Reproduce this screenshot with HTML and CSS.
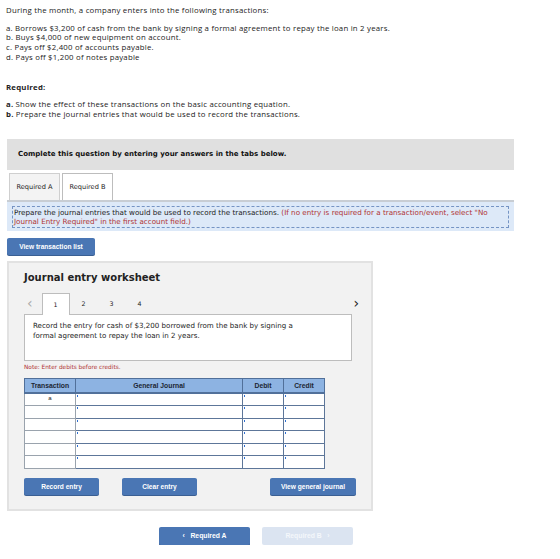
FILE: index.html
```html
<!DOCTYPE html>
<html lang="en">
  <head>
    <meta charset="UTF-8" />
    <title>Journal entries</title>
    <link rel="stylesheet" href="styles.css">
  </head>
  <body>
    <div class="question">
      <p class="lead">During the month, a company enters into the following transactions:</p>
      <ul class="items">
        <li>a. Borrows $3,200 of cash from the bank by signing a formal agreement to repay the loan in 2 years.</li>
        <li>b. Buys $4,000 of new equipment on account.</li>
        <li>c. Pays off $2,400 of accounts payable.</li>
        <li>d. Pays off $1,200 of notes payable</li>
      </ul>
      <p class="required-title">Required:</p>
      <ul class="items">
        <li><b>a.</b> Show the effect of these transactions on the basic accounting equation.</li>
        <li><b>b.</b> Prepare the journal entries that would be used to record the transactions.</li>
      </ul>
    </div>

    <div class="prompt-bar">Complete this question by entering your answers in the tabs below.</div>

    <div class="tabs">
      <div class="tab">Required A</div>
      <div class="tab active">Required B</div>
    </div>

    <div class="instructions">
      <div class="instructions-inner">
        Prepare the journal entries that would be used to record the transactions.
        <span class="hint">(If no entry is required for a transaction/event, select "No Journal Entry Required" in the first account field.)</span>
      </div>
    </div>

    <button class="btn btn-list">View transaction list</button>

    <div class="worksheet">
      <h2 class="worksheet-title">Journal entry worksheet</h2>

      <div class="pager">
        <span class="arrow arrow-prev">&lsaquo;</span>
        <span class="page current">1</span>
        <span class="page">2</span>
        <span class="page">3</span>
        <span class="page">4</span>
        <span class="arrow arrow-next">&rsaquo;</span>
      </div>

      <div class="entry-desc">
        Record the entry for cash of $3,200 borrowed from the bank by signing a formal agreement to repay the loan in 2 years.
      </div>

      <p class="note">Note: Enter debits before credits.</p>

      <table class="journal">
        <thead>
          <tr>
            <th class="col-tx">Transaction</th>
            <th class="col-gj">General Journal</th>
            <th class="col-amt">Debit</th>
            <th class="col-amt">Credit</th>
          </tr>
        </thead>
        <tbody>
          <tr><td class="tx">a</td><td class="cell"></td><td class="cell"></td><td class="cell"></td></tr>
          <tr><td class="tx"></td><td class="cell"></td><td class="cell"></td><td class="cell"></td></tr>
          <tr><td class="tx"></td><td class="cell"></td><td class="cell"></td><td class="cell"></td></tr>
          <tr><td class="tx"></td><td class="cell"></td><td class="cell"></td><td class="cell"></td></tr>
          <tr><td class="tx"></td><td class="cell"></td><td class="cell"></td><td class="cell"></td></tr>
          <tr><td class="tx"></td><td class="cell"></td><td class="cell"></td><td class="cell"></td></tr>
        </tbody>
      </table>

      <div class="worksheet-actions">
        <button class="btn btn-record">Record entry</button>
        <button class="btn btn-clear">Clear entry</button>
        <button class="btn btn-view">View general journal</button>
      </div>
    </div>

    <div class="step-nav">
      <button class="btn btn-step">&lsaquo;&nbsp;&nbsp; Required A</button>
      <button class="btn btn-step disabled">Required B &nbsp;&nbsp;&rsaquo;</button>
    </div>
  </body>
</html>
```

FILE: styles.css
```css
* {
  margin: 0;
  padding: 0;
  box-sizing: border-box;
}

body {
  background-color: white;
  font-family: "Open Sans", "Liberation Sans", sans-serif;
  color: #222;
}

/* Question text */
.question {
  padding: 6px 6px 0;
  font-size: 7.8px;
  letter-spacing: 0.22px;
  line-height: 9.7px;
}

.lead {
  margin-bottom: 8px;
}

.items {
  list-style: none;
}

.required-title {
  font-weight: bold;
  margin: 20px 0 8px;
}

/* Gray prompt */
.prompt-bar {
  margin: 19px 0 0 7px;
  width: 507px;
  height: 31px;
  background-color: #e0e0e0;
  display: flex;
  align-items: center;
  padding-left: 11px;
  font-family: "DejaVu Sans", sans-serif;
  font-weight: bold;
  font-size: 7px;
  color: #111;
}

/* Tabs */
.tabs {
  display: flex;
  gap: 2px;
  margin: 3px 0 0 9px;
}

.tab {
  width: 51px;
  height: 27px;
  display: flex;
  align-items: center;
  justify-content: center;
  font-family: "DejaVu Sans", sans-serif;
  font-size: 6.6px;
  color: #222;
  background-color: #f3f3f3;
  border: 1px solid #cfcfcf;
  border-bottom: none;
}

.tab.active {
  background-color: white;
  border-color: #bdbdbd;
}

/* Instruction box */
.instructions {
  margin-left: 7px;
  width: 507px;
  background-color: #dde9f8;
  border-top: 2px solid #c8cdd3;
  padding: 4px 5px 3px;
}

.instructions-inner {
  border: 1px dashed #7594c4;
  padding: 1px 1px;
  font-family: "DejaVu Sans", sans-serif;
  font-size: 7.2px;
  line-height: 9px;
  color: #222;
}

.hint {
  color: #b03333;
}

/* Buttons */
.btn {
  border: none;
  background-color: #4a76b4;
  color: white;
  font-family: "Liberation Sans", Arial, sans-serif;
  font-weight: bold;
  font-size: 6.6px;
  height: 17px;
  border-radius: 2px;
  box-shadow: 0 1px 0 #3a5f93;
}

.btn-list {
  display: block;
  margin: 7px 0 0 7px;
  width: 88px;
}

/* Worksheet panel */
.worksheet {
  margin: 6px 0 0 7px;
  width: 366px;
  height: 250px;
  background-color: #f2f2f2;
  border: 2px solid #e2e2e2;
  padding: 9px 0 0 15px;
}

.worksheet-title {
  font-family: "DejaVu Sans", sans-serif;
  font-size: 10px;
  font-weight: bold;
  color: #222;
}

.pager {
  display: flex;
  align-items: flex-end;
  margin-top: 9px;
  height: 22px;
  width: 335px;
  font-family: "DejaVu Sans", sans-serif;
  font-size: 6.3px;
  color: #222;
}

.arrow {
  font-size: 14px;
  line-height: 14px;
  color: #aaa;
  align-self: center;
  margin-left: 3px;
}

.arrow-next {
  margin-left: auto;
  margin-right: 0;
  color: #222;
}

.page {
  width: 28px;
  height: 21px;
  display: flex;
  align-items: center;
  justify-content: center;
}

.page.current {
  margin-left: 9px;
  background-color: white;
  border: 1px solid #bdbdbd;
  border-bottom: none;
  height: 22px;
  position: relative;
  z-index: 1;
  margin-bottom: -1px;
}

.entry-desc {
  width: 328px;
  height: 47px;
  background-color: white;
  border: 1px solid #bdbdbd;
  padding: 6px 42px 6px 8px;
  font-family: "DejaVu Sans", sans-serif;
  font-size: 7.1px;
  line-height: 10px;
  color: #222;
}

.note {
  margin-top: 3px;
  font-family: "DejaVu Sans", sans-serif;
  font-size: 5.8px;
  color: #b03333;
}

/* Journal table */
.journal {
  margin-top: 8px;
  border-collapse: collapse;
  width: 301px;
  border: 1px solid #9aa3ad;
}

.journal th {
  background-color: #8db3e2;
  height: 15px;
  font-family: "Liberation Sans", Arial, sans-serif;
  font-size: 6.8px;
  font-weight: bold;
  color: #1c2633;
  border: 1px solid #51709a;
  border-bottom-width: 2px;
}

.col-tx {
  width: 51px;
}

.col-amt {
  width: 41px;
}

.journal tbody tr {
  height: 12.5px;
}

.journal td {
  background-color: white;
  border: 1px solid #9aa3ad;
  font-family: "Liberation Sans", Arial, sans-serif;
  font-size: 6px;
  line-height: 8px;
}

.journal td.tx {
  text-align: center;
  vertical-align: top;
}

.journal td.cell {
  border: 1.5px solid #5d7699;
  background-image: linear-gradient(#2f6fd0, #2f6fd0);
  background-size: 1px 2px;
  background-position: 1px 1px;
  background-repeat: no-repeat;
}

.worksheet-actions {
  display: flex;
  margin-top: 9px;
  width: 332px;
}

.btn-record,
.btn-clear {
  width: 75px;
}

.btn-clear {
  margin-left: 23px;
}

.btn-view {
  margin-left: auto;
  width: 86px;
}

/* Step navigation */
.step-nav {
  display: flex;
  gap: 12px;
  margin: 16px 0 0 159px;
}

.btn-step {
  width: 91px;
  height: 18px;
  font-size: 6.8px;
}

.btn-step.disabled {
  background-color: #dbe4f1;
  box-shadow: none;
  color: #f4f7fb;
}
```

════════

Exercise details
Copy every line that contains the string "this".

Answer to the task
Reproduce this screenshot with HTML and CSS.
    <div class="prompt-bar">Complete this question by entering your answers in the tabs below.</div>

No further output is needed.